***** DATASET ENTRIES

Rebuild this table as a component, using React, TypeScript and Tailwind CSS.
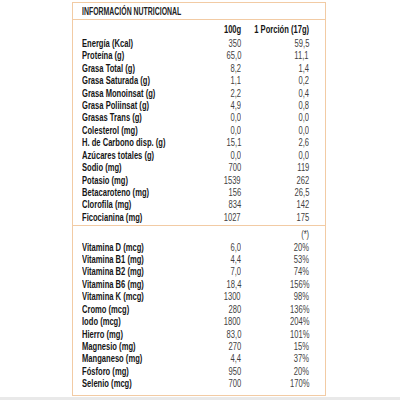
const main: [string, string, string][] = [
  ["Energía (Kcal)", "350", "59,5"],
  ["Proteína (g)", "65,0", "11,1"],
  ["Grasa Total (g)", "8,2", "1,4"],
  ["Grasa Saturada (g)", "1,1", "0,2"],
  ["Grasa Monoinsat (g)", "2,2", "0,4"],
  ["Grasa Poliinsat (g)", "4,9", "0,8"],
  ["Grasas Trans (g)", "0,0", "0,0"],
  ["Colesterol (mg)", "0,0", "0,0"],
  ["H. de Carbono disp. (g)", "15,1", "2,6"],
  ["Azúcares totales (g)", "0,0", "0,0"],
  ["Sodio (mg)", "700", "119"],
  ["Potasio (mg)", "1539", "262"],
  ["Betacaroteno (mg)", "156", "26,5"],
  ["Clorofila (mg)", "834", "142"],
  ["Ficocianina (mg)", "1027", "175"],
];

const minerals: [string, string, string][] = [
  ["Vitamina D (mcg)", "6,0", "20%"],
  ["Vitamina B1 (mg)", "4,4", "53%"],
  ["Vitamina B2 (mg)", "7,0", "74%"],
  ["Vitamina B6 (mg)", "18,4", "156%"],
  ["Vitamina K (mcg)", "1300", "98%"],
  ["Cromo (mcg)", "280", "136%"],
  ["Iodo (mcg)", "1800", "204%"],
  ["Hierro (mg)", "83,0", "101%"],
  ["Magnesio (mg)", "270", "15%"],
  ["Manganeso (mg)", "4,4", "37%"],
  ["Fósforo (mg)", "950", "20%"],
  ["Selenio (mcg)", "700", "170%"],
];

// condensed look: Arial-width text squeezed horizontally
function L({ children }: { children: React.ReactNode }) {
  return <span className="inline-block origin-left scale-x-[0.66] whitespace-nowrap">{children}</span>;
}

function R({ children }: { children: React.ReactNode }) {
  return <span className="inline-block origin-right scale-x-[0.66] whitespace-nowrap">{children}</span>;
}

function Row({ label, a, b }: { label: string; a: string; b: string }) {
  return (
    <div className="flex h-[12.43px] shrink-0 items-center">
      <div className="min-w-0 flex-1 font-bold text-[#161616]">
        <L>{label}</L>
      </div>
      <div className="flex w-[60px] shrink-0 justify-end text-[#3f3f3f]">
        <R>{a}</R>
      </div>
      <div className="flex w-[68px] shrink-0 justify-end text-[#3f3f3f]">
        <R>{b}</R>
      </div>
    </div>
  );
}

export default function App() {
  return (
    <div
      className="relative h-[400px] w-[400px] overflow-hidden bg-white pl-[72px] pt-[2px] text-[11.5px] leading-none"
      style={{ fontFamily: '"Liberation Sans", Arial, sans-serif' }}
    >
      <div className="flex h-[394px] w-[254px] flex-col border border-[#f2cba4] bg-white">
        <div className="flex h-[17px] shrink-0 items-center border-b border-[#f2cba4] pl-[9px] text-[10.5px] font-bold text-[#222]">
          <L>INFORMACIÓN NUTRICIONAL</L>
        </div>
        <div className="flex shrink-0 flex-col pl-[9px] pr-[16px] pt-[4px]">
          <div className="flex h-[12.43px] items-center font-bold text-[#161616]">
            <div className="min-w-0 flex-1" />
            <div className="flex w-[60px] shrink-0 justify-end">
              <R>100g</R>
            </div>
            <div className="flex w-[68px] shrink-0 justify-end">
              <R>1 Porción (17g)</R>
            </div>
          </div>
          <div className="h-[1px]" />
          {main.map(([l, a, b], i) => (
            <Row key={i} label={l} a={a} b={b} />
          ))}
        </div>
        <div className="mt-[1px] shrink-0 border-t border-[#f2cba4]" />
        <div className="flex shrink-0 flex-col pl-[9px] pr-[16px] pt-[3px]">
          <div className="flex h-[12.43px] items-center justify-end text-[#3f3f3f]">
            <R>(*)</R>
          </div>
          {minerals.map(([l, a, b], i) => (
            <Row key={i} label={l} a={a} b={b} />
          ))}
        </div>
      </div>
      <div className="absolute bottom-0 left-0 h-[3px] w-full bg-[#e9e9e9]" />
    </div>
  );
}
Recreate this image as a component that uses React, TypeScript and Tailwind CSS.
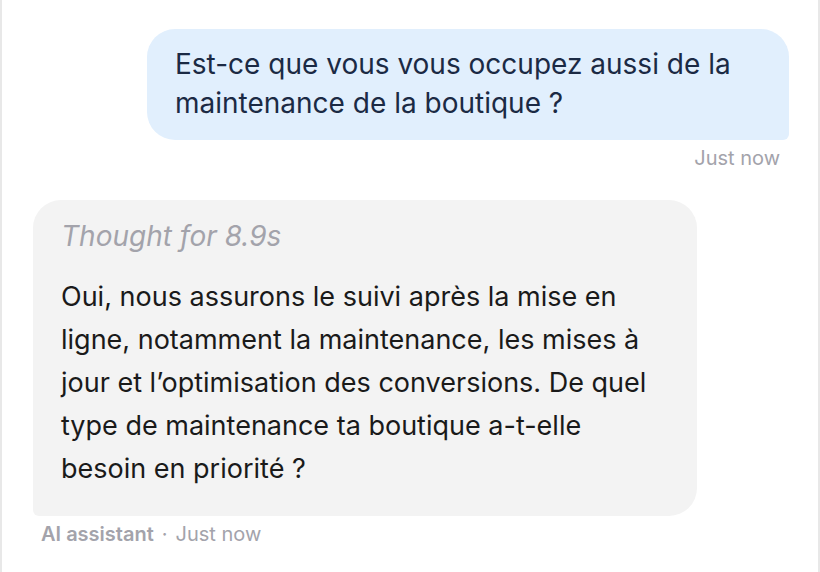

**********

GIVEN REQUEST: Pictures stay out; reproduce every line of the records exactly.

EXERCISE RESULT:
Rebuild this table as a component, using React, TypeScript and Tailwind CSS.
const main: [string, string, string][] = [
  ["Energía (Kcal)", "350", "59,5"],
  ["Proteína (g)", "65,0", "11,1"],
  ["Grasa Total (g)", "8,2", "1,4"],
  ["Grasa Saturada (g)", "1,1", "0,2"],
  ["Grasa Monoinsat (g)", "2,2", "0,4"],
  ["Grasa Poliinsat (g)", "4,9", "0,8"],
  ["Grasas Trans (g)", "0,0", "0,0"],
  ["Colesterol (mg)", "0,0", "0,0"],
  ["H. de Carbono disp. (g)", "15,1", "2,6"],
  ["Azúcares totales (g)", "0,0", "0,0"],
  ["Sodio (mg)", "700", "119"],
  ["Potasio (mg)", "1539", "262"],
  ["Betacaroteno (mg)", "156", "26,5"],
  ["Clorofila (mg)", "834", "142"],
  ["Ficocianina (mg)", "1027", "175"],
];

const minerals: [string, string, string][] = [
  ["Vitamina D (mcg)", "6,0", "20%"],
  ["Vitamina B1 (mg)", "4,4", "53%"],
  ["Vitamina B2 (mg)", "7,0", "74%"],
  ["Vitamina B6 (mg)", "18,4", "156%"],
  ["Vitamina K (mcg)", "1300", "98%"],
  ["Cromo (mcg)", "280", "136%"],
  ["Iodo (mcg)", "1800", "204%"],
  ["Hierro (mg)", "83,0", "101%"],
  ["Magnesio (mg)", "270", "15%"],
  ["Manganeso (mg)", "4,4", "37%"],
  ["Fósforo (mg)", "950", "20%"],
  ["Selenio (mcg)", "700", "170%"],
];

// condensed look: Arial-width text squeezed horizontally
function L({ children }: { children: React.ReactNode }) {
  return <span className="inline-block origin-left scale-x-[0.66] whitespace-nowrap">{children}</span>;
}

function R({ children }: { children: React.ReactNode }) {
  return <span className="inline-block origin-right scale-x-[0.66] whitespace-nowrap">{children}</span>;
}

function Row({ label, a, b }: { label: string; a: string; b: string }) {
  return (
    <div className="flex h-[12.43px] shrink-0 items-center">
      <div className="min-w-0 flex-1 font-bold text-[#161616]">
        <L>{label}</L>
      </div>
      <div className="flex w-[60px] shrink-0 justify-end text-[#3f3f3f]">
        <R>{a}</R>
      </div>
      <div className="flex w-[68px] shrink-0 justify-end text-[#3f3f3f]">
        <R>{b}</R>
      </div>
    </div>
  );
}

export default function App() {
  return (
    <div
      className="relative h-[400px] w-[400px] overflow-hidden bg-white pl-[72px] pt-[2px] text-[11.5px] leading-none"
      style={{ fontFamily: '"Liberation Sans", Arial, sans-serif' }}
    >
      <div className="flex h-[394px] w-[254px] flex-col border border-[#f2cba4] bg-white">
        <div className="flex h-[17px] shrink-0 items-center border-b border-[#f2cba4] pl-[9px] text-[10.5px] font-bold text-[#222]">
          <L>INFORMACIÓN NUTRICIONAL</L>
        </div>
        <div className="flex shrink-0 flex-col pl-[9px] pr-[16px] pt-[4px]">
          <div className="flex h-[12.43px] items-center font-bold text-[#161616]">
            <div className="min-w-0 flex-1" />
            <div className="flex w-[60px] shrink-0 justify-end">
              <R>100g</R>
            </div>
            <div className="flex w-[68px] shrink-0 justify-end">
              <R>1 Porción (17g)</R>
            </div>
          </div>
          <div className="h-[1px]" />
          {main.map(([l, a, b], i) => (
            <Row key={i} label={l} a={a} b={b} />
          ))}
        </div>
        <div className="mt-[1px] shrink-0 border-t border-[#f2cba4]" />
        <div className="flex shrink-0 flex-col pl-[9px] pr-[16px] pt-[3px]">
          <div className="flex h-[12.43px] items-center justify-end text-[#3f3f3f]">
            <R>(*)</R>
          </div>
          {minerals.map(([l, a, b], i) => (
            <Row key={i} label={l} a={a} b={b} />
          ))}
        </div>
      </div>
      <div className="absolute bottom-0 left-0 h-[3px] w-full bg-[#e9e9e9]" />
    </div>
  );
}
Recreate this image as a component that uses React, TypeScript and Tailwind CSS.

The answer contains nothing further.